▶ **Work required**
Copy out the lines that have "screenshot" in them.

▶ **Dataset content**
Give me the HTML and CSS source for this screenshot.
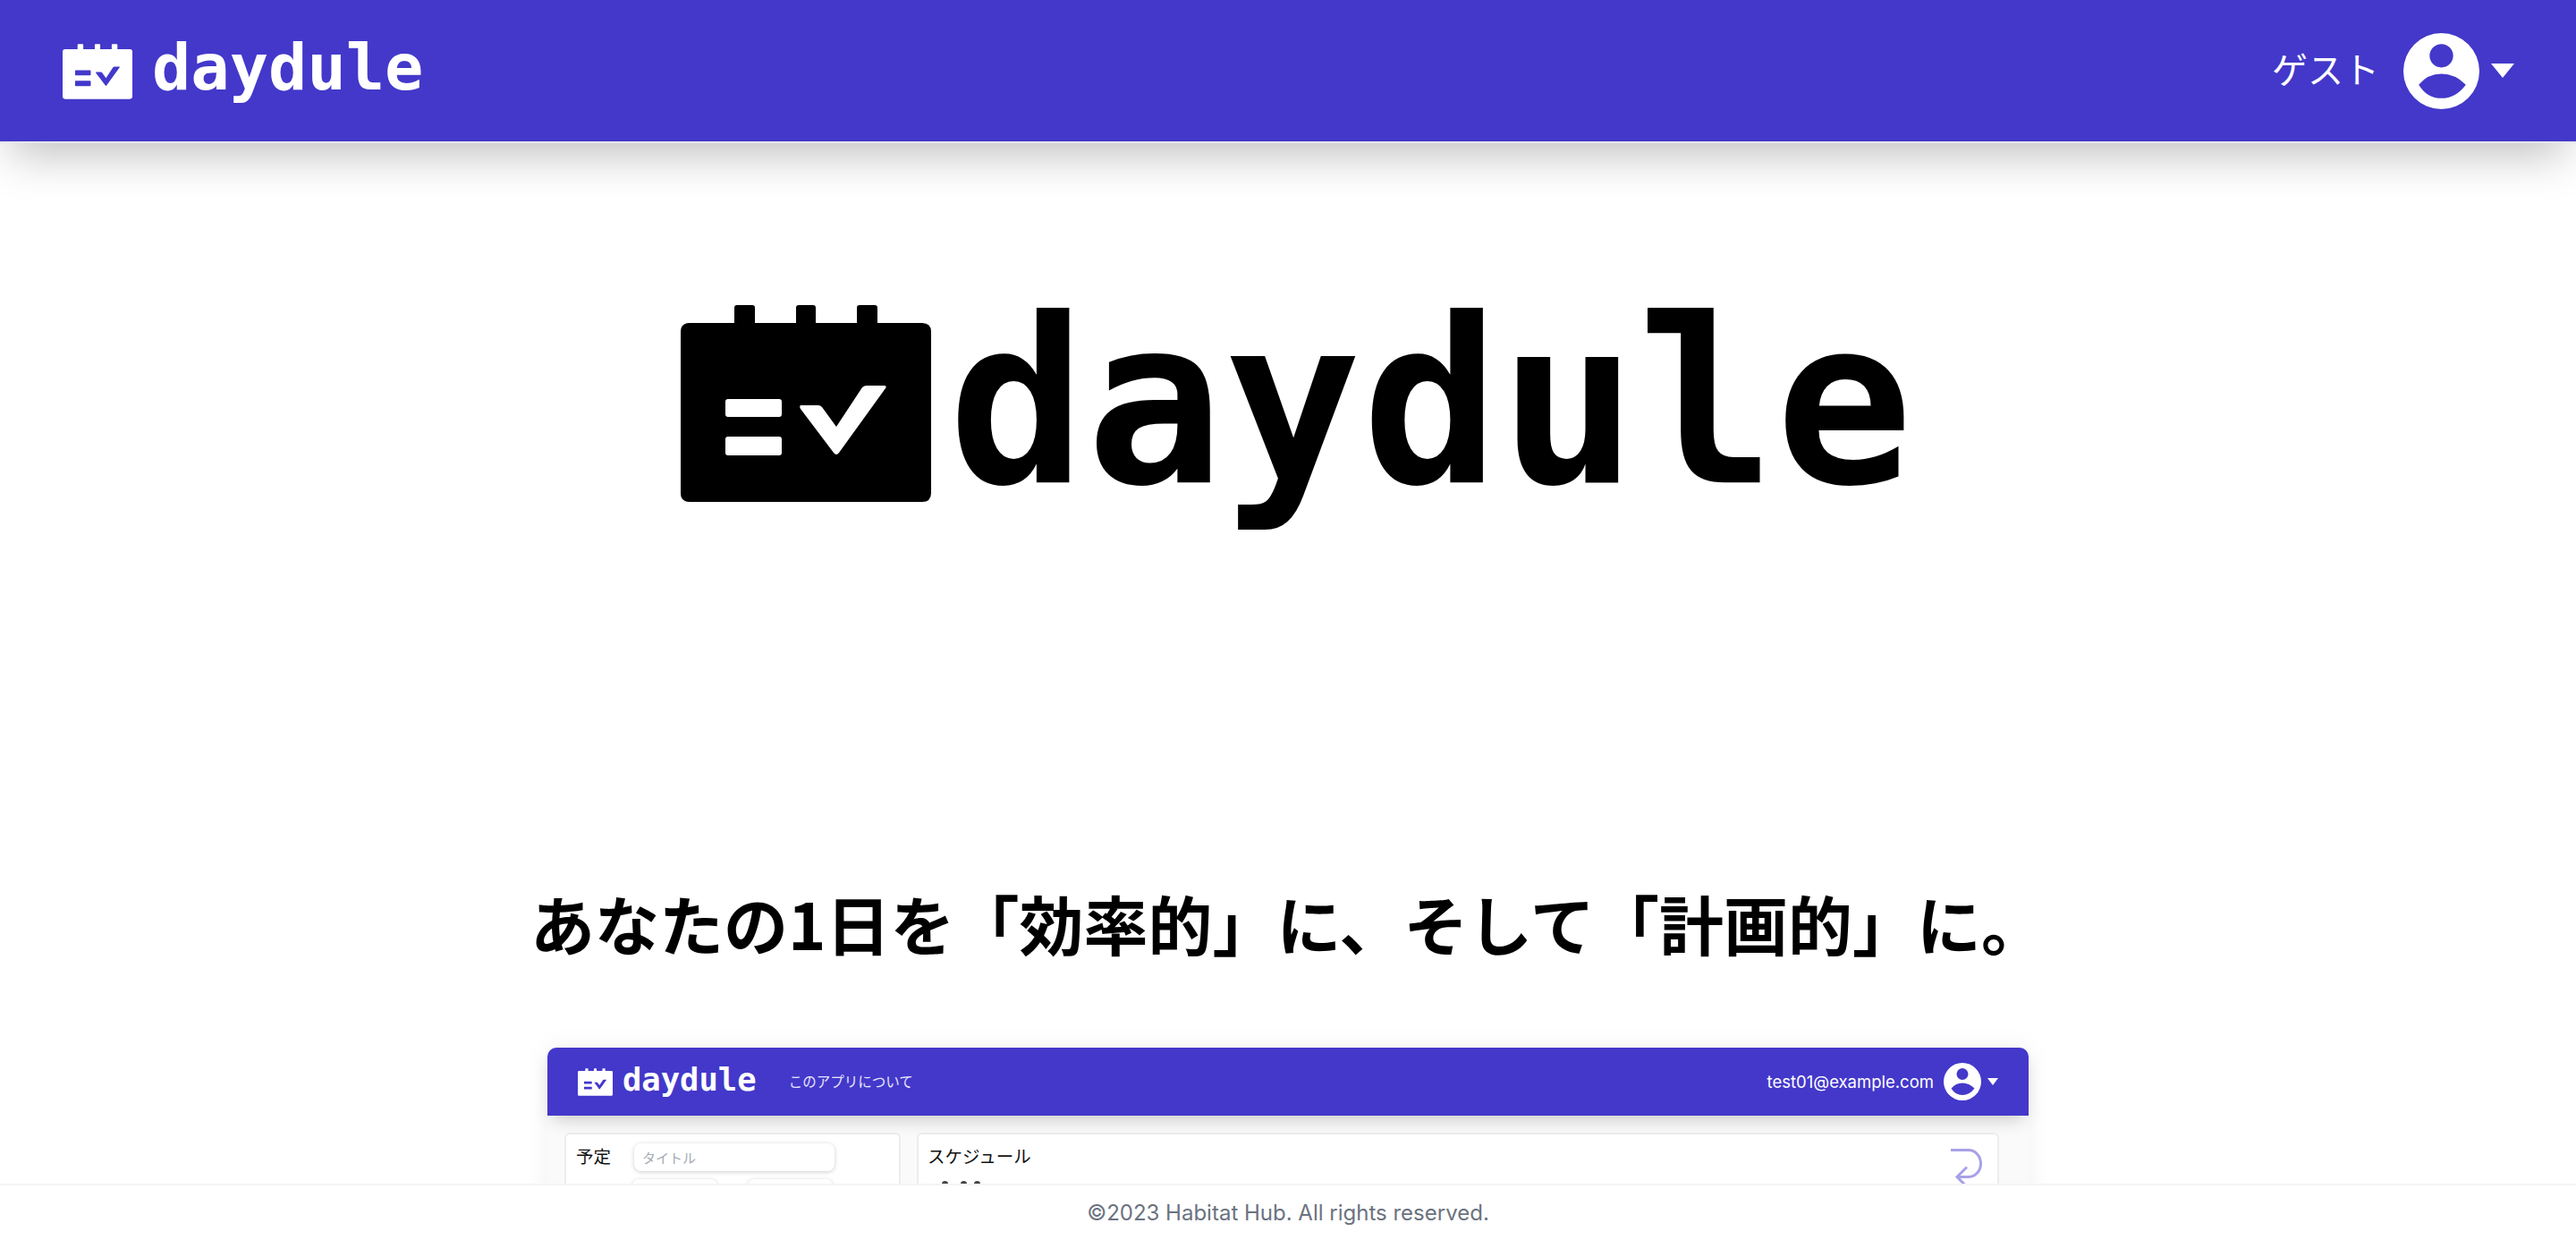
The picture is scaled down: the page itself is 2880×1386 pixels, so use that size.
FILE: index.html
```html
<!DOCTYPE html>
<html lang="ja">
<head>
    <meta charset="UTF-8">
    <meta name="viewport" content="width=device-width, initial-scale=1.0">
    <title>daydule</title>
    <link rel="stylesheet" href="styles.css">
</head>
<body>
    <svg class="defs" width="0" height="0" aria-hidden="true">
        <symbol id="logo-icon" viewBox="0 0 280 220">
            <path fill-rule="evenodd" d="M60 20V3q0-3 3-3h17q3 0 3 3v17h46V3q0-3 3-3h16q3 0 3 3v17h46V3q0-3 3-3h17q3 0 3 3v17h50q10 0 10 10v180q0 10-10 10H10q-10 0-10-10V30q0-10 10-10zM50 108v14q0 3 3 3h57q3 0 3-3v-14q0-3-3-3H53q-3 0-3 3zm0 42v15q0 3 3 3h57q3 0 3-3v-15q0-3-3-3H53q-3 0-3 3zm84-34 37 49q3 4 6 0l52-72q2-3-2-3h-19q-3 0-5 2l-29 44-16-22q-2-2-4-2h-19q-3 0-1 4z"/>
        </symbol>
        <symbol id="avatar-icon" viewBox="0 0 84 84">
            <path fill-rule="evenodd" d="M42 0a42 42 0 1 0 0 84 42 42 0 0 0 0-84zm0 12a13 13 0 1 1 0 26 13 13 0 0 1 0-26zM17 57q10-12 25-12t27 12q-11 15-27 15T17 57z"/>
        </symbol>
    </svg>

    <header class="navbar">
        <a class="brand" href="#">
            <svg class="brand-icon"><use href="#logo-icon"/></svg>
            <span class="brand-name">daydule</span>
        </a>
        <div class="user-menu">
            <span class="user-name">ゲスト</span>
            <svg class="avatar"><use href="#avatar-icon"/></svg>
            <span class="caret"></span>
        </div>
    </header>

    <main class="hero">
        <div class="hero-logo">
            <svg class="hero-icon"><use href="#logo-icon"/></svg>
            <span class="hero-name">daydule</span>
        </div>
        <h1 class="catch">あなたの1日を「効率的」に、そして「計画的」に。</h1>

        <div class="shot">
            <div class="shot-nav">
                <svg class="shot-icon"><use href="#logo-icon"/></svg>
                <span class="shot-name">daydule</span>
                <span class="shot-link">このアプリについて</span>
                <span class="shot-email">test01@example.com</span>
                <svg class="shot-avatar"><use href="#avatar-icon"/></svg>
                <span class="shot-caret"></span>
            </div>
            <div class="shot-body">
                <section class="panel panel-form">
                    <div class="form-row">
                        <span class="panel-title">予定</span>
                        <div class="fake-input">タイトル</div>
                    </div>
                    <div class="form-row form-row-times">
                        <div class="fake-input"></div>
                        <div class="fake-input"></div>
                    </div>
                </section>
                <section class="panel panel-schedule">
                    <div class="schedule-head">
                        <span class="panel-title">スケジュール</span>
                        <svg class="undo" viewBox="0 0 36 48"><path d="M1 1.5h20a13.5 15 0 0 1 0 30H8m11-11L8 31.5l11 11"/></svg>
                    </div>
                    <div class="schedule-dots">
                        <span></span><span></span><span></span>
                    </div>
                </section>
            </div>
        </div>
    </main>

    <footer class="footer">©2023 Habitat Hub. All rights reserved.</footer>
</body>
</html>
```

FILE: styles.css
```css
* {
    box-sizing: border-box;
}
html, body {
    height: 100%;
}
body {
    margin: 0;
    display: flex;
    flex-direction: column;
    overflow: hidden;
    background: #fff;
    font-family: Inter, "Noto Sans CJK JP", sans-serif;
    color: #000;
}
.defs {
    display: none;
}

/* navbar */
.navbar {
    flex: none;
    height: 160px;
    padding: 0 69px 0 70px;
    display: flex;
    align-items: center;
    justify-content: space-between;
    background: #4338ca;
    border-bottom: 2px solid #e5e7eb;
    box-shadow: 0 25px 50px -12px rgba(0, 0, 0, 0.25);
    position: relative;
    z-index: 1;
}
.brand {
    display: flex;
    align-items: center;
    gap: 22px;
    color: #fff;
    text-decoration: none;
}
.brand-icon {
    width: 78px;
    height: 62px;
    margin-top: 2px;
    fill: #fff;
}
.brand-name {
    font: bold 72px/1 "DejaVu Sans Mono", monospace;
    margin-top: -8px;
}
.user-menu {
    display: flex;
    align-items: center;
    color: #fff;
}
.user-name {
    font: 40px/1 "Noto Sans CJK JP", sans-serif;
    margin: -6px 27px 0 0;
}
.avatar {
    width: 85px;
    height: 85px;
    fill: #fff;
}
.caret {
    margin-left: 13px;
    border-top: 16px solid #fff;
    border-left: 13px solid transparent;
    border-right: 13px solid transparent;
}

/* hero */
.hero {
    flex: 1;
    min-height: 0;
    overflow: hidden;
    display: flex;
    flex-direction: column;
    align-items: center;
}
.hero-logo {
    display: flex;
    align-items: flex-start;
    gap: 19px;
    margin: 181px 0 0 20px;
    height: 220px;
}
.hero-icon {
    flex: none;
    width: 280px;
    height: 220px;
}
.hero-name {
    font: bold 256px/1 "DejaVu Sans Mono", monospace;
    margin-top: -19px;
}
.catch {
    margin: 425px 0 0;
    font: bold 72px/1.25 "Noto Sans CJK JP", sans-serif;
}

/* app screenshot */
.shot {
    flex: none;
    width: 1656px;
    margin-top: 95px;
    background: #fafafa;
    border-radius: 10px 10px 0 0;
    box-shadow: 0 0 30px rgba(0, 0, 0, 0.06);
}
.shot-nav {
    height: 76px;
    padding: 0 34px;
    display: flex;
    align-items: center;
    background: #4338ca;
    border-radius: 10px 10px 0 0;
    box-shadow: 0 10px 20px -6px rgba(0, 0, 0, 0.2);
    color: #fff;
    position: relative;
}
.shot-icon {
    width: 39px;
    height: 31px;
    fill: #fff;
}
.shot-name {
    font: bold 35.5px/1 "DejaVu Sans Mono", monospace;
    margin: -4px 0 0 11px;
}
.shot-link {
    font: 15.5px/1 "Noto Sans CJK JP", sans-serif;
    margin-left: 36px;
    color: #e8e6fa;
}
.shot-email {
    font-size: 18.5px;
    margin-left: auto;
}
.shot-avatar {
    width: 42px;
    height: 42px;
    margin-left: 11px;
    fill: #fff;
}
.shot-caret {
    margin-left: 7px;
    border-top: 8px solid #fff;
    border-left: 6px solid transparent;
    border-right: 6px solid transparent;
}
.shot-body {
    height: 200px;
    padding: 19px 33px 0 19px;
    display: flex;
    gap: 18px;
}
.panel {
    height: 200px;
    background: #fff;
    border: 2px solid #ededed;
    border-radius: 6px;
}
.panel-form {
    flex: none;
    width: 376px;
    padding: 10px 12px 10px 11px;
}
.panel-schedule {
    flex: 1;
    padding: 16px 17px 0 10px;
}
.panel-title {
    font: 19.5px/1 "Noto Sans CJK JP", sans-serif;
    color: #111;
    margin-bottom: 3px;
}
.panel-schedule .panel-title {
    margin-top: -2px;
}
.form-row {
    display: flex;
    align-items: center;
    gap: 26px;
}
.form-row-times {
    margin: 9px 0 0 63px;
    gap: 34px;
}
.fake-input {
    flex: none;
    width: 224px;
    height: 31px;
    padding: 0 9px;
    background: #fff;
    border-radius: 8px;
    box-shadow: 0 1px 5px rgba(0, 0, 0, 0.2);
    font: 15px/31px "Noto Sans CJK JP", sans-serif;
    color: #a3a9b3;
}
.form-row-times .fake-input {
    width: 95px;
}
.schedule-head {
    display: flex;
    justify-content: space-between;
    align-items: flex-start;
}
.undo {
    flex: none;
    width: 36px;
    height: 48px;
    fill: none;
    stroke: #a7a1e8;
    stroke-width: 3;
}
/* tops of the next row, the footer covers the rest */
.schedule-dots {
    display: flex;
    gap: 14px;
    margin: -12px 0 0 16px;
}
.schedule-dots span {
    width: 7px;
    height: 7px;
    border-radius: 50%;
    background: #444;
}
.schedule-dots span:last-child {
    margin-left: -6px;
}

/* footer */
.footer {
    flex: none;
    height: 63px;
    padding-top: 15px;
    position: relative;
    z-index: 1;
    background: #fff;
    border-top: 2px solid #f3f4f6;
    text-align: center;
    font-size: 24px;
    line-height: 32px;
    color: #6b7280;
}
```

▶ **The completed task**
Give me the HTML and CSS source for this screenshot.
/* app screenshot */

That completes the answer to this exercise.